From a Dutch shop to the edge of space, the journey of the telescope continues. Each new advancement builds directly on the simple principle discovered over 400 years ago: bending light to bring the distant close.
FAQ Section
Who really invented the first telescope?
While multiple people in the Netherlands were working on the idea in 1608, Hans Lippershey is most credited because he filed the first known patent for a device with two lenses in a tube. Galileo was the first to use it for major astronomical discoveries.
What is the main difference between how Galileo’s and Newton’s telescopes were made?
Galileo’s telescope used a convex objective lens and a concave eyepiece lens (a refracting design). Newton’s telescope used a concave primary mirror and a flat secondary mirror to reflect light to an eyepiece on the side (a reflecting design), which solved the color distortion problem.

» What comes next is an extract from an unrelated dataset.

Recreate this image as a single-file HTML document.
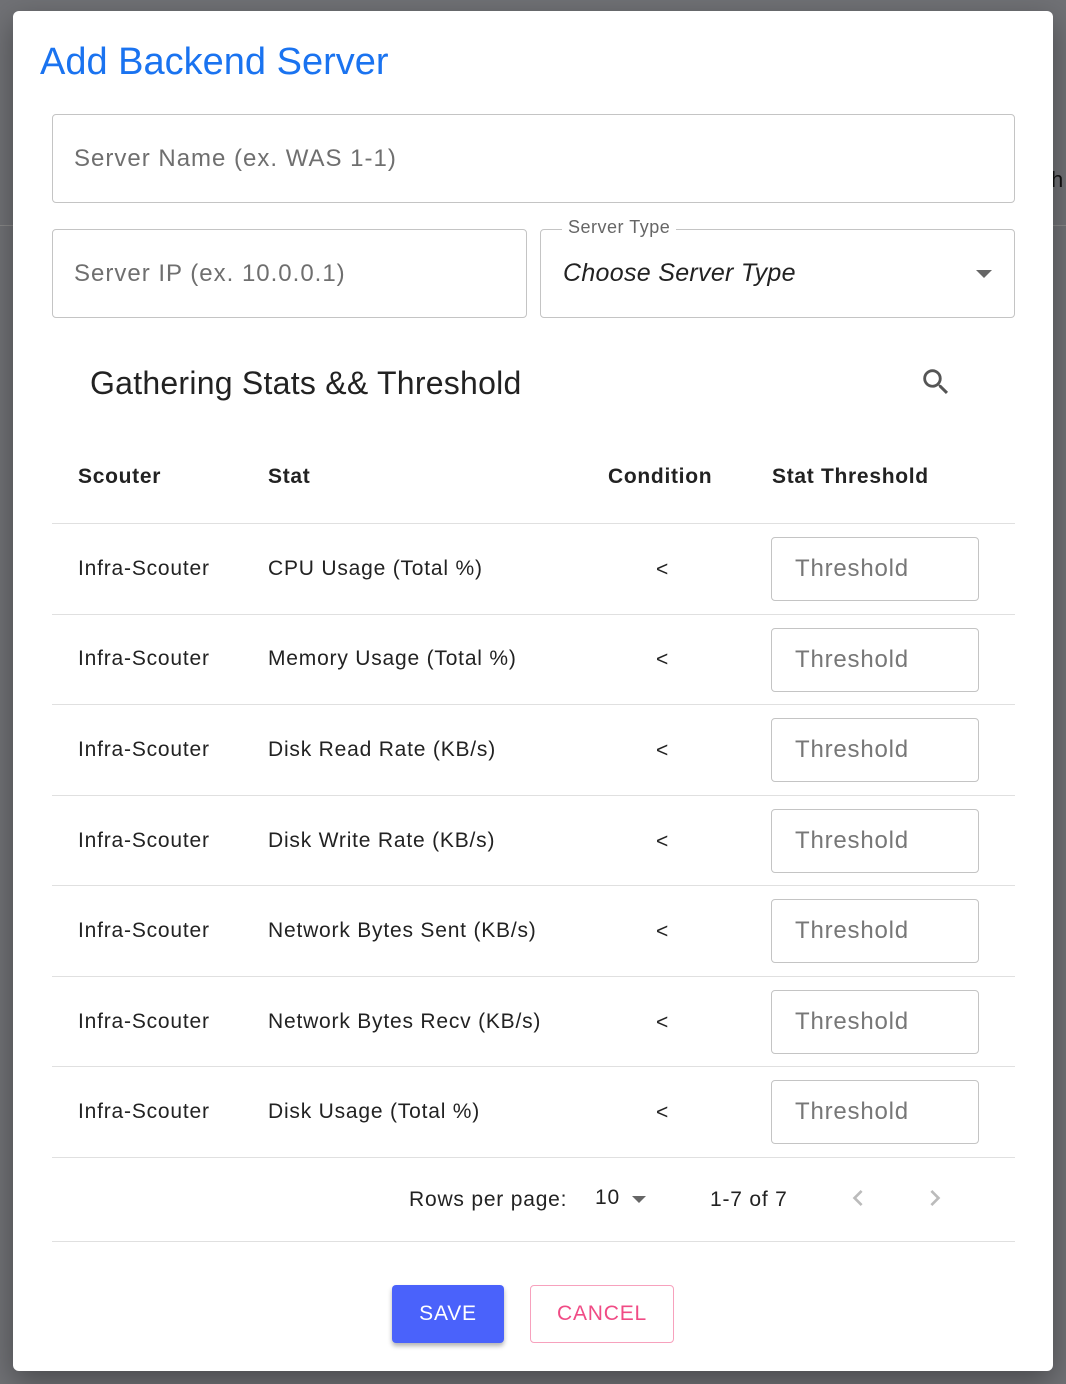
<!DOCTYPE html>
<html><head><meta charset="utf-8"><style>
*{box-sizing:border-box;margin:0;padding:0}
body{width:1066px;height:1384px;background:#707175;font-family:"Liberation Sans",sans-serif;position:relative;overflow:hidden}
.dlg{position:absolute;left:13px;top:11px;width:1040px;height:1360px;background:#fff;border-radius:6px;box-shadow:0 10px 30px rgba(0,0,0,.35)}
.a{position:absolute}
.title{left:27px;top:30px;font-size:38px;color:#1a73f0}
.box{border:1px solid #c4c4c4;border-radius:4px}
.ph{font-size:24px;color:#6f6f6f;letter-spacing:1px}
.hd{font-size:21px;font-weight:bold;color:#222;top:454px;letter-spacing:.7px}
.line{left:39px;width:963px;height:1px;background:#e0e0e0}
.cell{font-size:21px;color:#222;letter-spacing:.8px}
.th{font-size:24px;color:#777;position:absolute;left:758px;width:208px;height:64px;border:1px solid #c4c4c4;border-radius:4px;padding-left:23px;line-height:62px;letter-spacing:.8px}
</style></head><body>
<div class="a" style="left:0;top:225px;width:13px;height:1px;background:#888"></div>
<div class="a" style="left:1053px;top:225px;width:13px;height:1px;background:#888"></div>
<div class="a" style="left:1051px;top:167px;font-size:22px;color:#111">h</div>
<div class="dlg">
<div class="a title">Add Backend Server</div>
<div class="a box" style="left:39px;top:103px;width:963px;height:89px"></div>
<div class="a ph" style="left:61px;top:134px">Server Name (ex. WAS 1-1)</div>
<div class="a box" style="left:39px;top:218px;width:475px;height:89px"></div>
<div class="a ph" style="left:61px;top:249px">Server IP (ex. 10.0.0.1)</div>
<div class="a box" style="left:527px;top:218px;width:475px;height:89px"></div>
<div class="a" style="left:549px;top:206px;background:#fff;padding:0 6px;font-size:18px;color:#666;letter-spacing:.5px">Server Type</div>
<div class="a" style="left:550px;top:248px;font-size:25px;font-style:italic;color:#222;letter-spacing:.3px">Choose Server Type</div>
<div class="a" style="left:963px;top:259px;width:0;height:0;border-left:8px solid transparent;border-right:8px solid transparent;border-top:8px solid #666"></div>
<div class="a" style="left:77px;top:354px;font-size:32px;color:#222;letter-spacing:.25px">Gathering Stats &amp;&amp; Threshold</div>
<svg class="a" style="left:906px;top:354px" width="34" height="34" viewBox="0 0 24 24"><path fill="#555" d="M15.5 14h-.79l-.28-.27A6.47 6.47 0 0 0 16 9.5 6.5 6.5 0 1 0 9.5 16c1.61 0 3.09-.59 4.23-1.57l.27.28v.79l5 4.99L20.49 19l-4.99-5zm-6 0C7.01 14 5 11.99 5 9.5S7.01 5 9.5 5 14 7.01 14 9.5 11.99 14 9.5 14z"/></svg>
<div class="a hd" style="left:65px">Scouter</div>
<div class="a hd" style="left:255px">Stat</div>
<div class="a hd" style="left:595px">Condition</div>
<div class="a hd" style="left:759px">Stat Threshold</div>
<div class="a line" style="top:512px"></div>

<div class="a cell" style="left:65px;top:546px">Infra-Scouter</div><div class="a cell" style="left:255px;top:546px">CPU Usage (Total %)</div><div class="a cell" style="left:643px;top:547px">&lt;</div><div class="th" style="top:526px">Threshold</div>
<div class="a line" style="top:603px"></div>
<div class="a cell" style="left:65px;top:636px">Infra-Scouter</div><div class="a cell" style="left:255px;top:636px">Memory Usage (Total %)</div><div class="a cell" style="left:643px;top:637px">&lt;</div><div class="th" style="top:617px">Threshold</div>
<div class="a line" style="top:693px"></div>
<div class="a cell" style="left:65px;top:727px">Infra-Scouter</div><div class="a cell" style="left:255px;top:727px">Disk Read Rate (KB/s)</div><div class="a cell" style="left:643px;top:728px">&lt;</div><div class="th" style="top:707px">Threshold</div>
<div class="a line" style="top:784px"></div>
<div class="a cell" style="left:65px;top:818px">Infra-Scouter</div><div class="a cell" style="left:255px;top:818px">Disk Write Rate (KB/s)</div><div class="a cell" style="left:643px;top:819px">&lt;</div><div class="th" style="top:798px">Threshold</div>
<div class="a line" style="top:874px"></div>
<div class="a cell" style="left:65px;top:908px">Infra-Scouter</div><div class="a cell" style="left:255px;top:908px">Network Bytes Sent (KB/s)</div><div class="a cell" style="left:643px;top:909px">&lt;</div><div class="th" style="top:888px">Threshold</div>
<div class="a line" style="top:965px"></div>
<div class="a cell" style="left:65px;top:999px">Infra-Scouter</div><div class="a cell" style="left:255px;top:999px">Network Bytes Recv (KB/s)</div><div class="a cell" style="left:643px;top:1000px">&lt;</div><div class="th" style="top:979px">Threshold</div>
<div class="a line" style="top:1055px"></div>
<div class="a cell" style="left:65px;top:1089px">Infra-Scouter</div><div class="a cell" style="left:255px;top:1089px">Disk Usage (Total %)</div><div class="a cell" style="left:643px;top:1090px">&lt;</div><div class="th" style="top:1069px">Threshold</div>
<div class="a line" style="top:1146px"></div>

<div class="a cell" style="left:396px;top:1177px">Rows per page:</div>
<div class="a cell" style="left:582px;top:1175px">10</div>
<div class="a" style="left:619px;top:1185px;width:0;height:0;border-left:7px solid transparent;border-right:7px solid transparent;border-top:7px solid #666"></div>
<div class="a cell" style="left:697px;top:1177px">1-7 of 7</div>
<svg class="a" style="left:829px;top:1171px" width="32" height="32" viewBox="0 0 24 24"><path fill="#bbb" d="M15.41 7.41 14 6l-6 6 6 6 1.41-1.41L10.83 12z"/></svg>
<svg class="a" style="left:906px;top:1171px" width="32" height="32" viewBox="0 0 24 24"><path fill="#bbb" d="M10 6 8.59 7.41 13.17 12l-4.58 4.59L10 18l6-6z"/></svg>
<div class="a line" style="top:1230px"></div>

<div class="a" style="left:379px;top:1274px;width:112px;height:58px;background:#4a62fb;border-radius:4px;box-shadow:0 3px 5px rgba(0,0,0,.3);color:#fff;font-size:21px;text-align:center;line-height:58px;letter-spacing:.8px">SAVE</div>
<div class="a" style="left:517px;top:1274px;width:144px;height:58px;border:1px solid #f7a1bd;border-radius:4px;color:#f04b85;font-size:21px;text-align:center;line-height:56px;letter-spacing:.8px">CANCEL</div>
</div>
</body></html>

How do they make such large telescope mirrors today?
They are often cast from special glass in a spinning furnace to get a rough shape, then painstakingly ground and polished by computer-controlled machines to a near-perfect curve. Very large mirrors are made from many smaller segments that work together as one.
Can I make a powerful telescope at home?
You can make a simple functional telescope that shows the Moon’s craters or Saturn’s rings with purchased lenses or mirrors. However, making a high-power, research-quality telescope requires precise optics grinding, which is a highly skilled craft with specialized equipment.
Why are most big telescopes reflectors instead of refractors?
Mirrors can be supported from behind, allowing them to be made much larger without sagging. Lenses can only be supported by their edges, limiting their practical size. Also, large lenses are extremely heavy and suffer from chromatic aberration, which mirrors avoid.
What was the key material breakthrough for early telescopes?
The availablity of clear, homogeneous glass and the development of techniques for grinding and polishing lenses to accurate curves were essential. Without consistent glassmaking and lens-making crafts, the telescope could not have been developed.